Boardroom Intelligence

Predictions for the AI Era: Startups, Incumbents, and the Future of Work


2 min read
Predictions for the AI Era: Startups, Incumbents, and the Future of Work

The AI era has arrived, but investors, company leaders and technologists are still learning to navigate it. One challenge is the tension between startups and incumbents. Companies small and large are battling over AI’s application layer: how to deliver viable AI products to end users and turn them into revenue-generating machines.

Startups typically lead the way with groundbreaking technologies, but it is often the incumbents, with their limitless capital and distribution networks, that scale these innovations and win the market.

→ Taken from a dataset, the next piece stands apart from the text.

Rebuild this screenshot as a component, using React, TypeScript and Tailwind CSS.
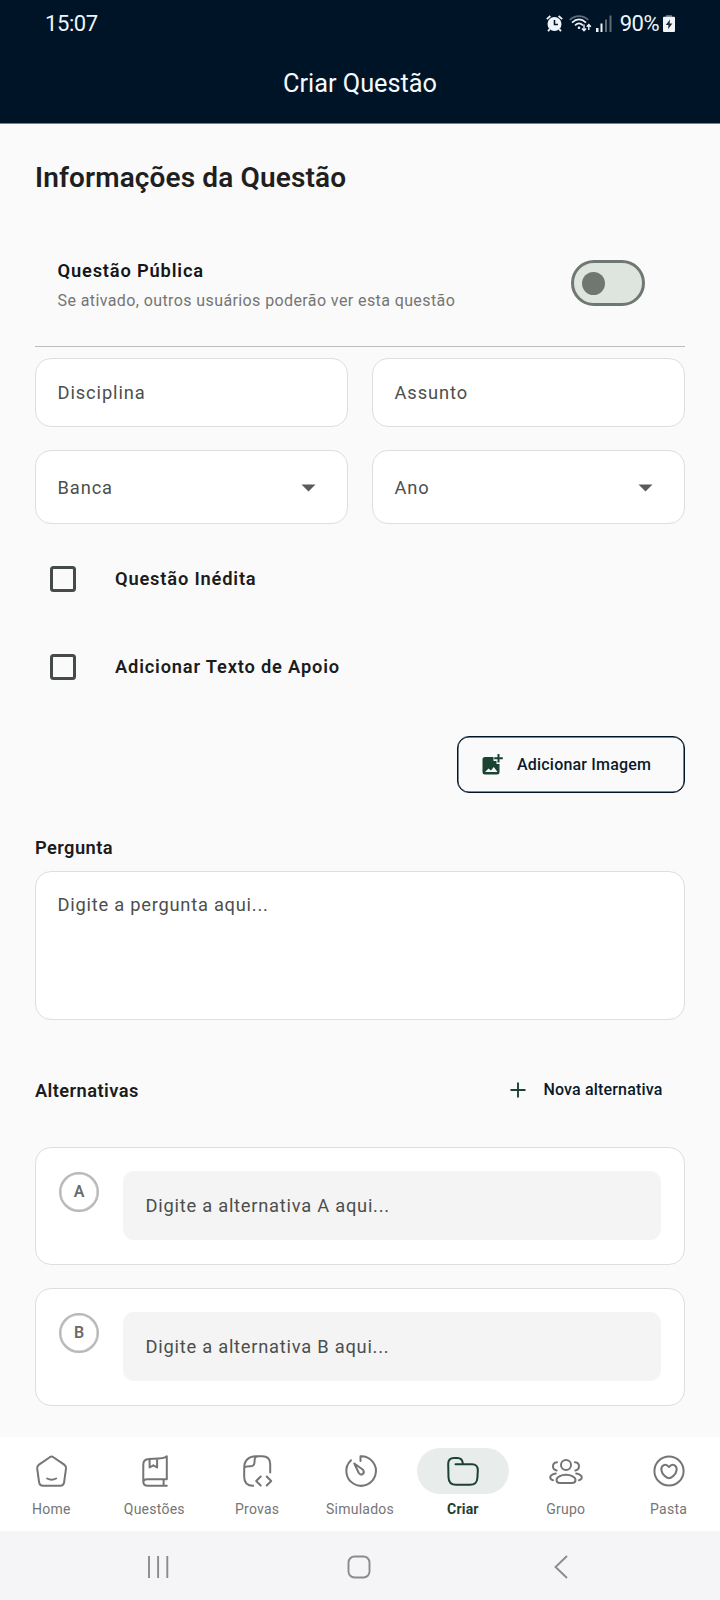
import type { ReactNode } from "react";

function StatusBar() {
  return (
    <div className="flex h-[46px] items-center justify-between pl-[45px] pr-[45px] pt-px text-[22px] leading-[26px] text-[#eef4fa]">
      <span className="tracking-[-0.4px]">15:07</span>
      <div className="flex items-center">
        <svg width="17" height="17" viewBox="0 0 16 16.5" fill="#eef4fa">
          <circle cx="8" cy="8.700" r="6.800" />
          <path d="M0.500 4 4 1M15.500 4 12 1M3.300 13.500l-1.500 2.300M12.700 13.500l1.500 2.300" stroke="#eef4fa" strokeWidth="1.800" />
          <path d="M8 4.800v4.500h3.300" fill="none" stroke="#001427" strokeWidth="1.500" />
        </svg>
        <svg className="ml-[6px]" width="23" height="17" viewBox="0 0 23 17" fill="none" strokeWidth="1.700">
          <path d="M0.700 5C6-.200 14-.200 19.300 5" stroke="#5d6b79" />
          <path d="M3 7.600C7.500 3.500 12.500 3.500 17 7.600M6 10.300C8.500 8 11.500 8 14 10.300" stroke="#eef4fa" />
          <circle cx="10" cy="12.800" r="1.300" fill="#eef4fa" />
          <path d="M15 9.500v6M12.900 13.500l2.100 2.200 2.100-2.200M19.800 15v-5.500M17.700 11.700l2.100-2.200 2.100 2.200" stroke="#eef4fa" strokeWidth="1.400" />
        </svg>
        <svg className="ml-[4px]" width="17" height="17" viewBox="0 0 17 17">
          <rect x="0" y="13" width="2.500" height="4" fill="#eef4fa" />
          <rect x="4.500" y="8.500" width="2" height="8.500" fill="#eef4fa" />
          <rect x="9" y="4.500" width="2" height="12.500" fill="#5d6b79" />
          <rect x="13.500" y="0.500" width="2" height="16.500" fill="#5d6b79" />
        </svg>
        <span className="ml-[7px] tracking-[-0.5px]">90%</span>
        <svg className="ml-[4px]" width="12" height="17" viewBox="0 0 12 17">
          <rect x="3" y="0" width="6" height="3" fill="#5d6b79" />
          <rect x="0" y="1.700" width="12" height="15.300" rx="1" fill="#eef4fa" />
          <path d="M7 4.500 2.800 10h2.700L5 14.200 9.400 8.500H6.600z" fill="#20262c" />
        </svg>
      </div>
    </div>
  );
}

function Field({ label, select = false }: { label: string; select?: boolean }) {
  return (
    <div
      className={
        "flex flex-1 items-center justify-between rounded-[16px] border border-[#dedede] bg-white pl-[21.5px] pr-[31.5px] text-[18.3px] tracking-[0.9px] text-[#4b4f4d] " +
        (select ? "h-[74px] pt-px" : "h-[69px]")
      }
    >
      <span>{label}</span>
      {select && (
        <svg width="15" height="8" viewBox="0 0 15 8" fill="#5b5b5b">
          <path d="M0.500 0.500h14L7.500 7.500z" />
        </svg>
      )}
    </div>
  );
}

function CheckRow({ label }: { label: string }) {
  return (
    <label className="flex h-[88px] items-center pl-[15px]">
      <span className="size-[26px] rounded-[3.5px] border-[3px] border-[#454b48]" />
      <span className="ml-[39px] text-[18.3px] font-semibold tracking-[0.82px] text-[#1c1c1c]">{label}</span>
    </label>
  );
}

function Alternative({ letter }: { letter: string }) {
  return (
    <div className="flex h-[118px] items-start rounded-[16px] border border-[#dedede] bg-white px-[23px] pt-[23px]">
      <div className="mt-px flex size-[40px] items-center justify-center rounded-full border-2 border-[#b8b8b8] text-[16px] font-semibold text-[#6b6b6b] shadow-[inset_0_0_0_0.5px_#b8b8b8]">
        {letter}
      </div>
      <div className="ml-[24px] flex h-[69px] flex-1 items-center rounded-[11px] bg-[#f4f4f4] pl-[22.5px] text-[18.3px] tracking-[0.76px] text-[#4b4f4d]">
        Digite a alternativa {letter} aqui...
      </div>
    </div>
  );
}

const icons: Record<string, ReactNode> = {
  Home: (
    <g transform="translate(0.600 0)">
      <path d="M14.200 2.200 3.400 9.600Q1.300 11.100 1.600 13.700L3.500 27.400Q4 30.800 7.500 30.800H24.500Q28 30.800 28.500 27.400L30.400 13.700Q30.700 11.100 28.600 9.600L17.800 2.200Q16 1 14.200 2.200Z" />
      <path d="M11.500 23.500Q16 26 20.500 23.500" />
    </g>
  ),
  Questões: (
    <g transform="translate(3.300 0)">
      <path d="M25.500 24.300V1.200C22 4.300 14 3.500 7.500 4Q2 4.300 2 9.500V26.500Q2 30.800 6.500 30.800H25.500M25.500 24.300H6Q2 24.300 2 27.500M22.300 24.300V30.800M8.300 4V12.500L12 10.300 15.800 12.500V4" />
    </g>
  ),
  Provas: (
    <g transform="translate(1.200 0)">
      <path d="M28 17.500V9Q28 1.200 20 1.200H14Q2 1.500 2 13V22Q2 30.800 11 30.800M2 13.500C2 11.500 4 11.300 8 11.300Q12 11.300 12.300 7.500C12.500 4 12 2 15.500 1.200" />
      <path d="M18.500 21.500 14 26 18.500 30.500M24.500 21.500 29 26 24.500 30.500" />
    </g>
  ),
  Simulados: (
    <g transform="translate(0.500 0)">
      <path d="M6.500 5.200A14.800 14.800 0 1 0 16 1.200V6" />
      <path d="M9.800 8.500 18.500 14.800C21 18.500 16.500 21.500 14.200 17.800Z" />
    </g>
  ),
  Criar: (
    <path d="M8.500 9.300H25Q31 9.300 30.800 15.500L30.400 23Q29.900 29.800 23 29.800H9Q1.800 29.800 1.500 22.500L1.200 9Q1.200 3 7 3H10.500Q15.200 3 15.800 8.200" />
  ),
  Grupo: (
    <>
      <circle cx="16" cy="10" r="5" />
      <path d="M16 19.800C21 19.800 25.500 22 25.500 25 25.500 27.200 24 28 22 28H10C8 28 6.500 27.200 6.500 25 6.500 22 11 19.800 16 19.800Z" />
      <path d="M7 7.300Q3 7.800 3 11.300 3 14.800 6.700 15.500M25 7.300Q29 7.800 29 11.300 29 14.800 25.300 15.500M5.800 18.400Q0.200 19.600 0.200 22.300 0.200 24.500 3 25.200M26.200 18.400Q31.800 19.600 31.800 22.300 31.800 24.500 29 25.200" />
    </>
  ),
  Pasta: (
    <>
      <circle cx="16" cy="16" r="14.600" />
      <path d="M16 12Q13.500 9 10.800 10.200C6.500 12.300 8.500 18 11.500 20.800Q16 25.500 20.500 20.800C23.500 18 25.500 12.300 21.200 10.200Q18.500 9 16 12Z" />
    </>
  ),
};

function NavItem({ label, active = false }: { label: string; active?: boolean }) {
  return (
    <div className={"flex flex-1 flex-col items-center " + (active ? "text-[#1b4034]" : "text-[#757575]")}>
      <div className={"flex h-[46px] w-[92px] items-center justify-center rounded-full " + (active ? "bg-[#e8eceb]" : "")}>
        <svg
          className="overflow-visible"
          width="32"
          height="32"
          viewBox="0 0 32 32"
          fill="none"
          stroke="currentColor"
          strokeWidth="2"
          strokeLinecap="round"
          strokeLinejoin="round"
        >
          {icons[label]}
        </svg>
      </div>
      <span className={"mt-[5px] text-[14px] leading-[20px] " + (active ? "font-bold tracking-[0.2px]" : "tracking-[0.25px]")}>
        {label}
      </span>
    </div>
  );
}

export default function App() {
  return (
    <div className="flex h-[1600px] w-[720px] flex-col overflow-hidden bg-[#fafafa] font-[Roboto,sans-serif]">
      <header className="h-[124px] border-b border-[#77808a] bg-[#001427]">
        <StatusBar />
        <h1 className="pt-[21px] text-center text-[25.3px] leading-[34px] text-[#f5fafd]">Criar Questão</h1>
      </header>

      <main className="flex flex-1 flex-col px-[35px]">
        <h2 className="mt-[36px] text-[28px] leading-[36px] font-semibold tracking-[0.13px] text-[#1f1f1f]">
          Informações da Questão
        </h2>

        <section className="mt-[61px] flex h-[89px] items-start justify-between pl-[22.5px] pr-[40px]">
          <div>
            <p className="text-[18.3px] leading-[28px] font-semibold tracking-[0.83px] text-[#161616]">Questão Pública</p>
            <p className="mt-[4px] text-[16px] leading-[24px] tracking-[0.4px] text-[#757575]">
              Se ativado, outros usuários poderão ver esta questão
            </p>
          </div>
          <div className="mt-[3px] flex h-[46px] w-[74.5px] items-center rounded-full border-[3px] border-[#6f7772] bg-[#dee5de] pl-[8.5px]">
            <span className="size-[23px] rounded-full bg-[#6f7772]" />
          </div>
        </section>
        <div className="h-px shrink-0 bg-[#bdbdbd]" />

        <div className="mt-[11px] flex gap-[24px]">
          <Field label="Disciplina" />
          <Field label="Assunto" />
        </div>
        <div className="mt-[23px] flex gap-[24px]">
          <Field label="Banca" select />
          <Field label="Ano" select />
        </div>

        <div className="mt-[11px]">
          <CheckRow label="Questão Inédita" />
          <CheckRow label="Adicionar Texto de Apoio" />
        </div>

        <button className="mt-[25px] flex h-[57px] w-[228px] items-center self-end rounded-[12px] border border-[#001427] pl-[23px] text-[#0a1a2c] shadow-[inset_0_0_0_0.5px_#001427]">
          <svg width="23" height="23" viewBox="0 0 23 23" fill="#1b4332">
            <path d="M4 4H12.500V8H15.500V11H18.500V19Q18.500 21.500 16 21.500H4Q1.500 21.500 1.500 19V6.500Q1.500 4 4 4ZM4 19H16.500L12.800 14 10 17.500 7.500 15.500Z" fillRule="evenodd" />
            <path d="M17.500 1v8.500M13.200 5.200h8.600" stroke="#1b4332" strokeWidth="2" />
          </svg>
          <span className="ml-[13px] text-[16px] font-medium tracking-[0.2px]">Adicionar Imagem</span>
        </button>

        <h3 className="mt-[41px] text-[18.3px] leading-[28px] font-semibold tracking-[0.42px] text-[#1c1c1c]">Pergunta</h3>
        <div className="mt-[9px] h-[149px] shrink-0 rounded-[16px] border border-[#dedede] bg-white pl-[21.5px] pt-[19px] text-[18.3px] leading-[28px] tracking-[0.76px] text-[#4b4f4d]">
          Digite a pergunta aqui...
        </div>

        <div className="mt-[46px] flex h-[48px] items-center justify-between pr-[22.5px]">
          <h3 className="pt-px text-[18.3px] font-semibold tracking-[0.42px] text-[#1c1c1c]">Alternativas</h3>
          <div className="flex items-center text-[#0a1a2c]">
            <svg width="16" height="16" viewBox="0 0 16 16" stroke="#1b4332" strokeWidth="1.900">
              <path d="M8 0.500v15M0.500 8h15" />
            </svg>
            <span className="ml-[17px] text-[16px] font-medium tracking-[0.17px]">Nova alternativa</span>
          </div>
        </div>

        <div className="mt-[33px] flex flex-col gap-[23px]">
          <Alternative letter="A" />
          <Alternative letter="B" />
        </div>
      </main>

      <nav className="flex h-[94px] shrink-0 bg-white pt-[11px]">
        <NavItem label="Home" />
        <NavItem label="Questões" />
        <NavItem label="Provas" />
        <NavItem label="Simulados" />
        <NavItem label="Criar" active />
        <NavItem label="Grupo" />
        <NavItem label="Pasta" />
      </nav>
      <footer className="flex h-[69px] shrink-0 items-center justify-center bg-[#f5f5f7] pt-[2px]">
        <svg width="424" height="24" viewBox="0 0 424 24" fill="none" stroke="#8b8b8d" strokeWidth="1.900">
          <path d="M1 1v22M10.100 1v22M19.300 1v22M419 1 407.500 12 419 23" />
          <rect x="200.500" y="1.500" width="21" height="21" rx="6" />
        </svg>
      </footer>
    </div>
  );
}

Both startups and incumbents bring unique strengths to the race for AI dominance. The key question for investors and industry watchers is: Who will be the first to commercialize these capabilities and build a sustainable business model?

At the Jefferies Private Internet Conference, “In the Age of AI,” Sarah Tavel, General Partner at Benchmark, shared predictions on the struggle between incumbents and startups, AI’s impact on the labor force and more.

Startups vs. Incumbents: Who Will Commercialize AI?

The clash between young companies and established companies is playing out across the market.

Take Perplexity, a year-old startup whose AI-powered search engine aims to challenge Google’s dominance. Its innovative product aggregates information into a single, cohesive answer rather than just providing links.

In May 2024, Google launched “AI Overviews,” a feature that offers AI-generated summaries at the top of search results. Sound familiar?

“There’s an assumption that startups will struggle to make headway in AI … for big companies like Adobe, innovation is just an API integration away,” Tavel explained. “But for this new generation of startups, AI is native to their business, and that makes a difference. They have a real chance to disrupt the incumbents.”

Tavel refers to the first wave of tech startups as the “skeuomorphic era”—a time when software mimicked and supplemented human work. In this era, it was easy for incumbents to “wrap” software over their business. With AI, where new technologies are genuinely transformative, the playing field might be more level.

How AI Unlocks Opportunity in Underexplored Industries

A key distinction between the Internet era and the AI era is their relationship to human labor. During the Internet era, incumbents used software to boost human productivity, aiming to help people work better and faster. Now, Tavel says, AI delivers a self-contained work product.

“This new wave of companies is selling the work itself,” she shared. “They’re opening up markets historically unexplored by incumbents—pricing their technology not as a productivity tool but as a work product.”

Tavel cited voice acting as an example. This industry rarely attracted incumbents, as there are few opportunities for software to streamline human work. Now, startups have the chance to revolutionize this underinvested sector with AI, which can generate high-quality voice-overs.

According to Tavel, these opportunities are often the most lucrative.

AI Is Only Getting Better. Where Does That Leave Humans?

Tavel wrapped up by discussing AI’s impact on the labor market. Specifically, she addressed fears that AI might trigger a labor crisis by replacing human jobs.

“There are many examples of technology replacing human work, but it’s never permanent. Those workers are reskilled, and ultimately, we all move up Maslow’s hierarchy,” Tavel explained. “AI automating some human labor means we all move up the chain toward more creative endeavors.”

As Tavel highlights, AI will bring unprecedented change, and the speed and scale of these transformations remain uncertain. However, there are clear opportunities for startups to lead and win. For investors, executives and workers, these technologies could usher in a more efficient, productive and creative future for all.